> Set problem
Write the data out again exactly, with no pictures.

** start of Data **

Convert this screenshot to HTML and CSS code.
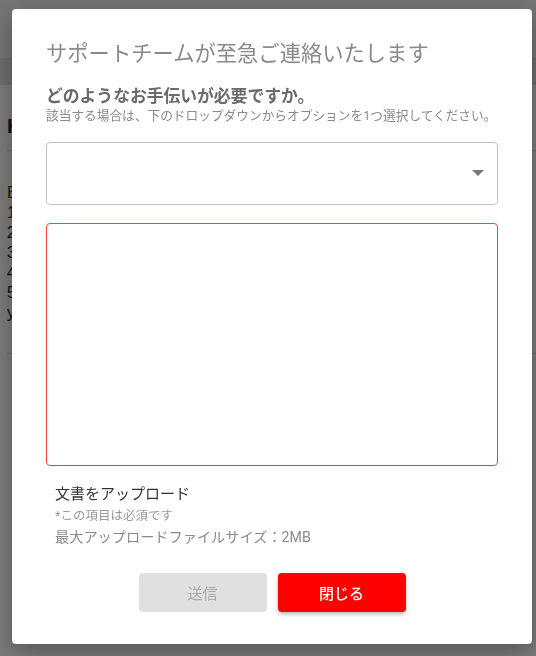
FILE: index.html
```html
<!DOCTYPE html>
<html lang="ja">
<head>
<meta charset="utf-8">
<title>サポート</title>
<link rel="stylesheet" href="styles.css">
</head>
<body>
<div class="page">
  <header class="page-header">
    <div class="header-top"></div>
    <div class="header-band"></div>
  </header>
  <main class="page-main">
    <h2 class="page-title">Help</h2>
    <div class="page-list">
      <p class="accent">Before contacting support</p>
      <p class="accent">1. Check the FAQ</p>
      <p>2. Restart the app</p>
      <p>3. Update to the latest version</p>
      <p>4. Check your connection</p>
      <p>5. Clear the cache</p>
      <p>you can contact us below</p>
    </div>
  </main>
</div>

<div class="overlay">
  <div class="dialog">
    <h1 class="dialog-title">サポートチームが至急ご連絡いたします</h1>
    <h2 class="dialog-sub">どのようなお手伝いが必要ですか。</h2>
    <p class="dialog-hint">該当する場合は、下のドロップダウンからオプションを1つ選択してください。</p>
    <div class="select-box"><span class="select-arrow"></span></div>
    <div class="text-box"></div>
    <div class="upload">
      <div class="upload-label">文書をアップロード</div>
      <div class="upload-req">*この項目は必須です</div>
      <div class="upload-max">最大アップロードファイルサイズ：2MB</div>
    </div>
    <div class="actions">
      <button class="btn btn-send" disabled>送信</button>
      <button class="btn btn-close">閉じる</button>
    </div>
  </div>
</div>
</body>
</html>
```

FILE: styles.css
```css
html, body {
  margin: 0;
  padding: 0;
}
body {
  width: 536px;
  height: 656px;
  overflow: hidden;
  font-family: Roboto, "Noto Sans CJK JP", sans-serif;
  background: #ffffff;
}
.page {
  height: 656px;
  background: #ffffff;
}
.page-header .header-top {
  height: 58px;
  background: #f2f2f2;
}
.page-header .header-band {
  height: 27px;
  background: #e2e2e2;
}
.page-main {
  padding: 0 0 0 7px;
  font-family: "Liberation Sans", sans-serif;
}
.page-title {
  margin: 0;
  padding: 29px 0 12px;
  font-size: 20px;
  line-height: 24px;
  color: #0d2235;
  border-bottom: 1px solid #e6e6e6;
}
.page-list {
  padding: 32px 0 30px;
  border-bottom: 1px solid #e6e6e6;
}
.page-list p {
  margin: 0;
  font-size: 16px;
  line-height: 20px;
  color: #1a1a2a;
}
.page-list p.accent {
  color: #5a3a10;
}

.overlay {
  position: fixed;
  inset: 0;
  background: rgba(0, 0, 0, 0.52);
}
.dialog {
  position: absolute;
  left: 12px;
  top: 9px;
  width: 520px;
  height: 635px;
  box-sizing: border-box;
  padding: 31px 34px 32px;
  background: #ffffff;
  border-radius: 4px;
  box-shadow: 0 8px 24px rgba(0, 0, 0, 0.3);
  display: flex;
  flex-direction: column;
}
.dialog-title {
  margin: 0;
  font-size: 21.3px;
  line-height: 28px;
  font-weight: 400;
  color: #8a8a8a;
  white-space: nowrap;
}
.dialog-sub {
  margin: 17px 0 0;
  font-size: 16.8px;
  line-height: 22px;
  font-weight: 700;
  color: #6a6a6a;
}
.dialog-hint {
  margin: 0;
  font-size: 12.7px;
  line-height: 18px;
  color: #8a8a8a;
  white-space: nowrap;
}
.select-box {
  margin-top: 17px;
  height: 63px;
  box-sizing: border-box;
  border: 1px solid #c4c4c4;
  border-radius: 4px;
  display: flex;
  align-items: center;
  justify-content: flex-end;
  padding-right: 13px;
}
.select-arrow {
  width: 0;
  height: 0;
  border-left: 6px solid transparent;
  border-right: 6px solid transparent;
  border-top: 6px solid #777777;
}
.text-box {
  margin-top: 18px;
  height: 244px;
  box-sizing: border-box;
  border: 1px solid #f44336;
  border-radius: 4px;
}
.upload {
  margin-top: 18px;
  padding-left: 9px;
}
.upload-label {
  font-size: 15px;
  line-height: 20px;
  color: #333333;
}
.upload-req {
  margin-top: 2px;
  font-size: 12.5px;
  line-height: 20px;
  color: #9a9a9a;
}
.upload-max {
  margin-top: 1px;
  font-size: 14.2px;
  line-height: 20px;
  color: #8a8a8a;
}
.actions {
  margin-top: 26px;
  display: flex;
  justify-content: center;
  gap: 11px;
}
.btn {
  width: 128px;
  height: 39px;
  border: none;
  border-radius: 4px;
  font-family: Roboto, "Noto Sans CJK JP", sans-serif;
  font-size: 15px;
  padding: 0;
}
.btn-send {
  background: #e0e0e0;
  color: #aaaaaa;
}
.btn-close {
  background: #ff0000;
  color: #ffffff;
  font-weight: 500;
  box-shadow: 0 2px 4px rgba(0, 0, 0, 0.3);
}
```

** end of Data **

> Completed task
Convert this screenshot to HTML and CSS code.
FILE: index.html
```html
<!DOCTYPE html>
<html lang="ja">
<head>
<meta charset="utf-8">
<title>サポート</title>
<link rel="stylesheet" href="styles.css">
</head>
<body>
<div class="page">
  <header class="page-header">
    <div class="header-top"></div>
    <div class="header-band"></div>
  </header>
  <main class="page-main">
    <h2 class="page-title">Help</h2>
    <div class="page-list">
      <p class="accent">Before contacting support</p>
      <p class="accent">1. Check the FAQ</p>
      <p>2. Restart the app</p>
      <p>3. Update to the latest version</p>
      <p>4. Check your connection</p>
      <p>5. Clear the cache</p>
      <p>you can contact us below</p>
    </div>
  </main>
</div>

<div class="overlay">
  <div class="dialog">
    <h1 class="dialog-title">サポートチームが至急ご連絡いたします</h1>
    <h2 class="dialog-sub">どのようなお手伝いが必要ですか。</h2>
    <p class="dialog-hint">該当する場合は、下のドロップダウンからオプションを1つ選択してください。</p>
    <div class="select-box"><span class="select-arrow"></span></div>
    <div class="text-box"></div>
    <div class="upload">
      <div class="upload-label">文書をアップロード</div>
      <div class="upload-req">*この項目は必須です</div>
      <div class="upload-max">最大アップロードファイルサイズ：2MB</div>
    </div>
    <div class="actions">
      <button class="btn btn-send" disabled>送信</button>
      <button class="btn btn-close">閉じる</button>
    </div>
  </div>
</div>
</body>
</html>
```

FILE: styles.css
```css
html, body {
  margin: 0;
  padding: 0;
}
body {
  width: 536px;
  height: 656px;
  overflow: hidden;
  font-family: Roboto, "Noto Sans CJK JP", sans-serif;
  background: #ffffff;
}
.page {
  height: 656px;
  background: #ffffff;
}
.page-header .header-top {
  height: 58px;
  background: #f2f2f2;
}
.page-header .header-band {
  height: 27px;
  background: #e2e2e2;
}
.page-main {
  padding: 0 0 0 7px;
  font-family: "Liberation Sans", sans-serif;
}
.page-title {
  margin: 0;
  padding: 29px 0 12px;
  font-size: 20px;
  line-height: 24px;
  color: #0d2235;
  border-bottom: 1px solid #e6e6e6;
}
.page-list {
  padding: 32px 0 30px;
  border-bottom: 1px solid #e6e6e6;
}
.page-list p {
  margin: 0;
  font-size: 16px;
  line-height: 20px;
  color: #1a1a2a;
}
.page-list p.accent {
  color: #5a3a10;
}

.overlay {
  position: fixed;
  inset: 0;
  background: rgba(0, 0, 0, 0.52);
}
.dialog {
  position: absolute;
  left: 12px;
  top: 9px;
  width: 520px;
  height: 635px;
  box-sizing: border-box;
  padding: 31px 34px 32px;
  background: #ffffff;
  border-radius: 4px;
  box-shadow: 0 8px 24px rgba(0, 0, 0, 0.3);
  display: flex;
  flex-direction: column;
}
.dialog-title {
  margin: 0;
  font-size: 21.3px;
  line-height: 28px;
  font-weight: 400;
  color: #8a8a8a;
  white-space: nowrap;
}
.dialog-sub {
  margin: 17px 0 0;
  font-size: 16.8px;
  line-height: 22px;
  font-weight: 700;
  color: #6a6a6a;
}
.dialog-hint {
  margin: 0;
  font-size: 12.7px;
  line-height: 18px;
  color: #8a8a8a;
  white-space: nowrap;
}
.select-box {
  margin-top: 17px;
  height: 63px;
  box-sizing: border-box;
  border: 1px solid #c4c4c4;
  border-radius: 4px;
  display: flex;
  align-items: center;
  justify-content: flex-end;
  padding-right: 13px;
}
.select-arrow {
  width: 0;
  height: 0;
  border-left: 6px solid transparent;
  border-right: 6px solid transparent;
  border-top: 6px solid #777777;
}
.text-box {
  margin-top: 18px;
  height: 244px;
  box-sizing: border-box;
  border: 1px solid #f44336;
  border-radius: 4px;
}
.upload {
  margin-top: 18px;
  padding-left: 9px;
}
.upload-label {
  font-size: 15px;
  line-height: 20px;
  color: #333333;
}
.upload-req {
  margin-top: 2px;
  font-size: 12.5px;
  line-height: 20px;
  color: #9a9a9a;
}
.upload-max {
  margin-top: 1px;
  font-size: 14.2px;
  line-height: 20px;
  color: #8a8a8a;
}
.actions {
  margin-top: 26px;
  display: flex;
  justify-content: center;
  gap: 11px;
}
.btn {
  width: 128px;
  height: 39px;
  border: none;
  border-radius: 4px;
  font-family: Roboto, "Noto Sans CJK JP", sans-serif;
  font-size: 15px;
  padding: 0;
}
.btn-send {
  background: #e0e0e0;
  color: #aaaaaa;
}
.btn-close {
  background: #ff0000;
  color: #ffffff;
  font-weight: 500;
  box-shadow: 0 2px 4px rgba(0, 0, 0, 0.3);
}
```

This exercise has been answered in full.